Valatie to move substation despite legion proposal

VALATIE–To house a new county Sheriff’s Office substation at the American Legion Hall on Main Street the legion agreed in 2010 to lease the space for the substation to the village $3,000 a year. That arrangement changed earlier this month when the Village Board and the legion agreed to a month-to-month rental for $500 a month.

The new deal was retroactive to October of this year when the original lease expired. If it lasts for a full year, the village would pay double what it now spends to house the substation for one deputy.

The legion post has come up with an idea the legion commander believes could reduce the cost to the village. But village officials have their own plan to cut the cost of leasing the legion hall: they intend to move the substation to the Martin H. Glynn School building two blocks away from the hall after the village and town conclude their purchase of the school from the Ichabod Crane School District.

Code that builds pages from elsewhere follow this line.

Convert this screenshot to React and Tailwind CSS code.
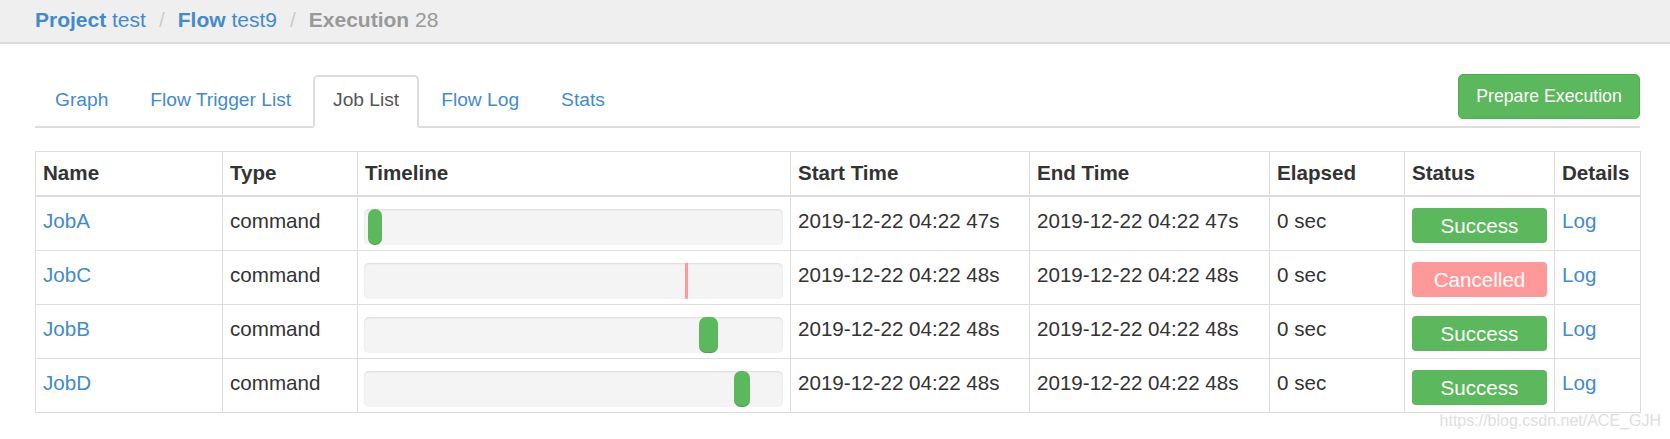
import React from "react";

const tabs = ["Graph", "Flow Trigger List", "Job List", "Flow Log", "Stats"];

const jobs = [
  { name: "JobA", start: "2019-12-22 04:22 47s", end: "2019-12-22 04:22 47s", status: "Success", left: 1.05, width: 3.2, kind: "pill" },
  { name: "JobC", start: "2019-12-22 04:22 48s", end: "2019-12-22 04:22 48s", status: "Cancelled", left: 76.5, width: 0.85, kind: "line" },
  { name: "JobB", start: "2019-12-22 04:22 48s", end: "2019-12-22 04:22 48s", status: "Success", left: 79.9, width: 4.6, kind: "pill" },
  { name: "JobD", start: "2019-12-22 04:22 48s", end: "2019-12-22 04:22 48s", status: "Success", left: 88.4, width: 3.8, kind: "pill" },
];

const cols = [187, 135, 433, 239, 240, 135, 150, 86];
const heads = ["Name", "Type", "Timeline", "Start Time", "End Time", "Elapsed", "Status", "Details"];

export default function App() {
  return (
    <div className="relative w-full h-[439px] bg-white text-[#333] font-['Liberation_Sans',Arial,sans-serif] overflow-hidden">
      {/* breadcrumb header */}
      <div className="h-[44px] bg-[#efefef] border-b-2 border-[#dadada] pl-[35px] flex items-start">
        <div className="text-[21px] leading-[40px] h-[42px] flex whitespace-pre">
          <span className="text-[#428bca]"><b>Project</b> test</span>
          <span className="text-[#cccccc] mx-[13px]">/</span>
          <span className="text-[#428bca]"><b>Flow</b> test9</span>
          <span className="text-[#cccccc] mx-[13px]">/</span>
          <span className="text-[#999999]"><b>Execution</b> 28</span>
        </div>
      </div>

      <div className="pl-[35px] pr-[30px]">
        {/* tabs */}
        <div className="mt-[30px] flex items-end justify-between border-b-2 border-[#dddddd]">
          <ul className="flex -mb-[2px]">
            {tabs.map((t) => {
              const active = t === "Job List";
              return (
                <li
                  key={t}
                  className={
                    "mr-[2px] px-[18px] pt-[9px] pb-[13px] border-2 rounded-t-[5px] text-[19.2px] leading-[27px] " +
                    (active
                      ? "border-[#dddddd] border-b-white bg-white text-[#555555]"
                      : "border-transparent text-[#428bca]")
                  }
                >
                  {t}
                </li>
              );
            })}
          </ul>
          <button className="mb-[7px] w-[182px] h-[45px] bg-[#5cb85c] border border-[#4cae4c] rounded-[5px] text-white text-[17.7px] leading-[43px] text-center">
            Prepare Execution
          </button>
        </div>

        {/* table */}
        <table className="mt-[23px] w-[1605px] table-fixed border-collapse border border-[#dddddd] text-[20.6px]">
          <colgroup>
            {cols.map((w, i) => (
              <col key={i} style={{ width: w }} />
            ))}
          </colgroup>
          <thead>
            <tr>
              {heads.map((h) => (
                <th
                  key={h}
                  className="text-left font-bold align-top px-[7px] pt-[7px] pb-[8px] leading-[28px] border border-[#dddddd] border-b-2"
                >
                  {h}
                </th>
              ))}
            </tr>
          </thead>
          <tbody>
            {jobs.map((j) => (
              <tr key={j.name}>
                <td className="align-top px-[7px] pt-[10px] pb-[5px] leading-[28px] border border-[#dddddd] text-[#428bca]">
                  {j.name}
                </td>
                <td className="align-top px-[7px] pt-[10px] pb-[5px] leading-[28px] border border-[#dddddd]">command</td>
                <td className="align-top pl-[6px] pr-[7px] pt-[10px] pb-[5px] leading-[28px] border border-[#dddddd]">
                  <div className="mt-[2px] h-[36px] flex bg-[#f4f4f4] rounded-[5px] shadow-[inset_0_1px_2px_rgba(0,0,0,0.1)] overflow-hidden">
                    {j.kind === "pill" ? (
                      <div
                        className="h-full bg-[#5cb85c] rounded-[7px] shadow-[inset_0_-1px_0_rgba(0,0,0,0.15)]"
                        style={{ marginLeft: j.left + "%", width: j.width + "%" }}
                      />
                    ) : (
                      <div
                        className="h-full bg-[#ff9999] rounded-b-[2px]"
                        style={{ marginLeft: j.left + "%", width: j.width + "%" }}
                      />
                    )}
                  </div>
                </td>
                <td className="align-top px-[7px] pt-[10px] pb-[5px] leading-[28px] border border-[#dddddd]">{j.start}</td>
                <td className="align-top px-[7px] pt-[10px] pb-[5px] leading-[28px] border border-[#dddddd]">{j.end}</td>
                <td className="align-top px-[7px] pt-[10px] pb-[5px] leading-[28px] border border-[#dddddd]">0 sec</td>
                <td className="align-top px-[7px] pt-[10px] pb-[5px] leading-[28px] border border-[#dddddd]">
                  <div
                    className={
                      "mt-[1px] h-[35px] rounded-[4px] text-white text-center leading-[35px] " +
                      (j.status === "Success" ? "bg-[#5cb85c]" : "bg-[#ff9999]")
                    }
                  >
                    {j.status}
                  </div>
                </td>
                <td className="align-top px-[7px] pt-[10px] pb-[5px] leading-[28px] border border-[#dddddd] text-[#428bca]">Log</td>
              </tr>
            ))}
          </tbody>
        </table>
      </div>

      <div className="absolute right-[9px] top-[411px] text-[16px] leading-[20px] text-[#dedede]">
        https://blog.csdn.net/ACE_GJH
      </div>
    </div>
  );
}
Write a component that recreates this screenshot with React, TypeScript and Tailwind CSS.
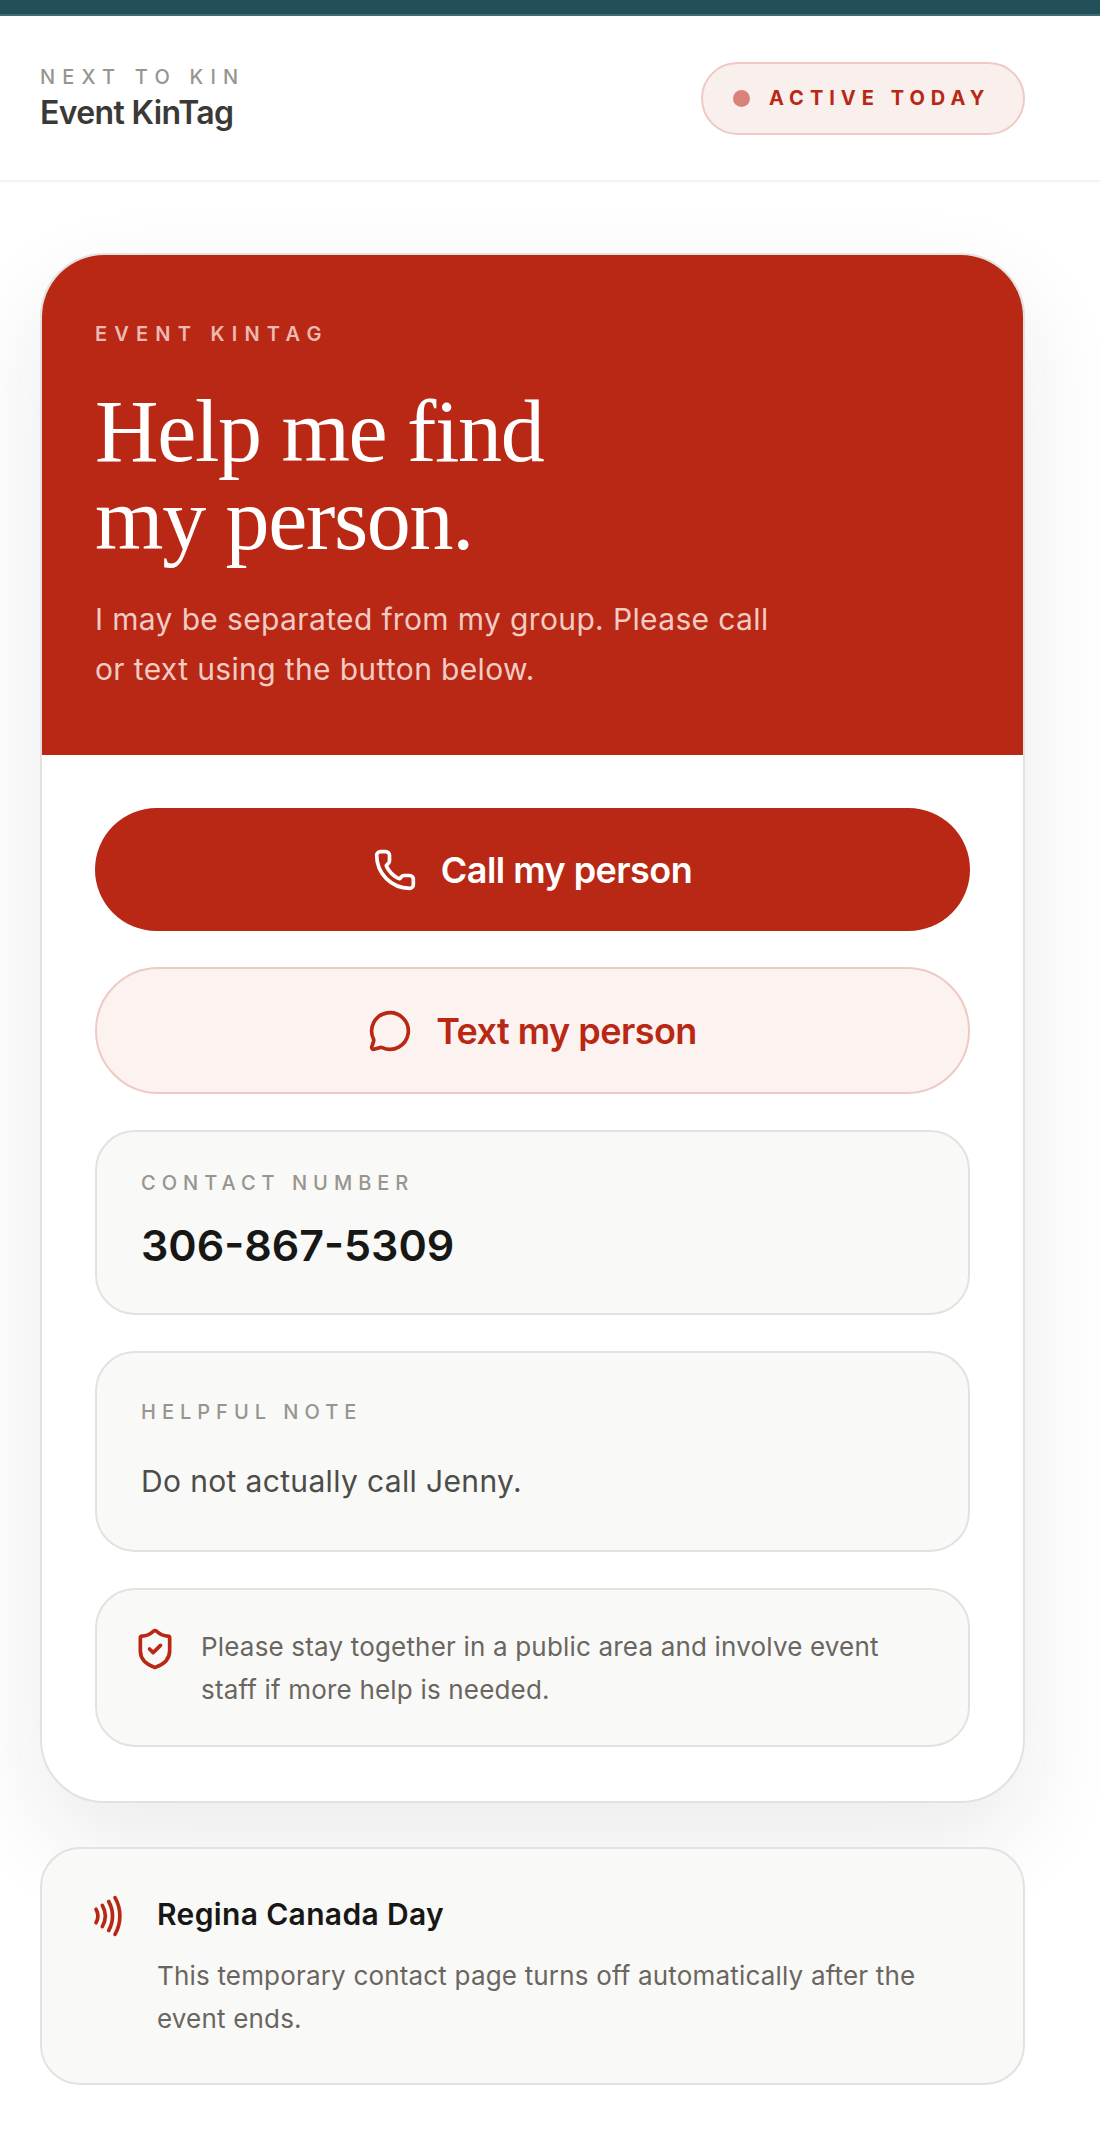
import { Phone, MessageCircle, ShieldCheck, Nfc } from "lucide-react";

export default function App() {
  return (
    <div className="min-h-[2144px] bg-white font-['Inter','Liberation_Sans',sans-serif]">
      <div className="h-4 border-b-2 border-[#3f6d75] bg-[#234f59]" />
      <header className="flex h-[166px] items-center justify-between border-b-2 border-[#f3f3f2] pr-[75px] pl-10">
        <div>
          <div className="text-[20px] leading-[30px] font-medium tracking-[0.36em] text-[#98958f]">NEXT TO KIN</div>
          <div className="text-[32px] leading-[42px] font-semibold tracking-[-0.02em] text-[#3a3936]">Event KinTag</div>
        </div>
        <div className="flex h-[73px] w-[324px] items-center gap-[19px] rounded-full border-2 border-[#efc9c4] bg-[#f9efed] pl-[30px]">
          <span className="h-[17px] w-[17px] rounded-full bg-[#d9827a]" />
          <span className="text-[20px] font-bold tracking-[0.3em] text-[#b82814]">ACTIVE TODAY</span>
        </div>
      </header>
      <main className="flex flex-col gap-[44px] pt-[71px] pr-[75px] pl-10">
        <section className="overflow-hidden rounded-[64px] border-2 border-[#e2e2e0] bg-white shadow-[0_40px_100px_rgba(30,30,30,0.09)]">
          <div className="h-[500px] bg-[#b82814] px-[53px] pt-[64px]">
            <div className="text-[20px] leading-[30px] font-semibold tracking-[0.36em] text-[#eeb9b2]">EVENT KINTAG</div>
            <h1 className="mt-[39px] font-['Liberation_Serif',serif] text-[88px] leading-[88px] tracking-[-0.015em] text-white">
              Help me find
              <br />
              my person.
            </h1>
            <p className="mt-[30px] text-[30px] leading-[50px] tracking-[0.36px] text-[#f3cbc5]">
              I may be separated from my group. Please call
              <br />
              or text using the button below.
            </p>
          </div>
          <div className="flex flex-col gap-[36px] px-[53px] pt-[53px] pb-[54px]">
            <button className="flex h-[123px] items-center justify-center gap-[24px] rounded-[62px] bg-[#b82814] text-[36px] font-semibold tracking-[-0.015em] text-white">
              <Phone size={44} strokeWidth={2} />
              Call my person
            </button>
            <button className="flex h-[127px] items-center justify-center gap-[24px] rounded-[64px] border-2 border-[#efc9c4] bg-[#fcf3f1] text-[36px] font-semibold tracking-[-0.015em] text-[#b82814]">
              <MessageCircle size={44} strokeWidth={2} />
              Text my person
            </button>
            <div className="h-[185px] rounded-[40px] border-2 border-[#e2e2e0] bg-[#f9f9f7] px-[44px] pt-[36px]">
              <div className="text-[20px] leading-[30px] font-medium tracking-[0.3em] text-[#98958f]">CONTACT NUMBER</div>
              <div className="mt-[17px] text-[43px] leading-[60px] font-semibold text-[#171715]">306-867-5309</div>
            </div>
            <div className="h-[201px] rounded-[40px] border-2 border-[#e2e2e0] bg-[#f9f9f7] px-[44px] pt-[44px]">
              <div className="text-[20px] leading-[30px] font-medium tracking-[0.3em] text-[#98958f]">HELPFUL NOTE</div>
              <div className="mt-[30px] text-[30px] leading-[48px] tracking-[0.35px] text-[#4d4c48]">Do not actually call Jenny.</div>
            </div>
            <div className="flex h-[159px] gap-[24px] rounded-[40px] border-2 border-[#e2e2e0] bg-[#f9f9f7] pt-[35px] pl-[37px]">
              <ShieldCheck size={44} strokeWidth={2} className="mt-[2px] -ml-[1px] shrink-0 text-[#b82814]" />
              <p className="text-[26px] leading-[43px] tracking-[0.18px] text-[#6a665f]">
                Please stay together in a public area and involve event
                <br />
                staff if more help is needed.
              </p>
            </div>
          </div>
        </section>
        <section className="flex h-[238px] gap-[28px] rounded-[40px] border-2 border-[#e2e2e0] bg-[#f9f9f7] pt-[45px] pl-[43px]">
          <Nfc size={44} strokeWidth={2} className="shrink-0 text-[#b82814]" />
          <div>
            <div className="text-[30px] leading-[40px] font-semibold tracking-[0.35px] text-[#171715]">Regina Canada Day</div>
            <p className="mt-[20px] text-[26px] leading-[43px] tracking-[0.18px] text-[#6a665f]">
              This temporary contact page turns off automatically after the
              <br />
              event ends.
            </p>
          </div>
        </section>
      </main>
    </div>
  );
}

Kinderhook town Supervisor Pat Grattan said at a November 19 town meeting that the contract for the sale of the school building is close to being finished, and the Glynn School Committee, which includes town and village officials and community members, was scheduled to meet Thursday, November 29 at 7 p.m. at Town Hall in Niverville. The municipalities have not announced a date when they will move to the Glynn School building, but village officials have said that they hope to be in the building this winter, possibly in February.

In a phone interview this week Mr. Grattan said he supports the plan to move the sheriff’s substation to the school. He said his goal is to keep all the government agencies under one roof. The Town Board plans to move the Town Court to the old school as well.

“With the increased rent of the room at the legion, and the uncertainty of the future of the availability of the building, we don’t really have a choice but to move the substation,” said Valatie Mayor Gary Strevell in an email to the Columbia Paper about the situation.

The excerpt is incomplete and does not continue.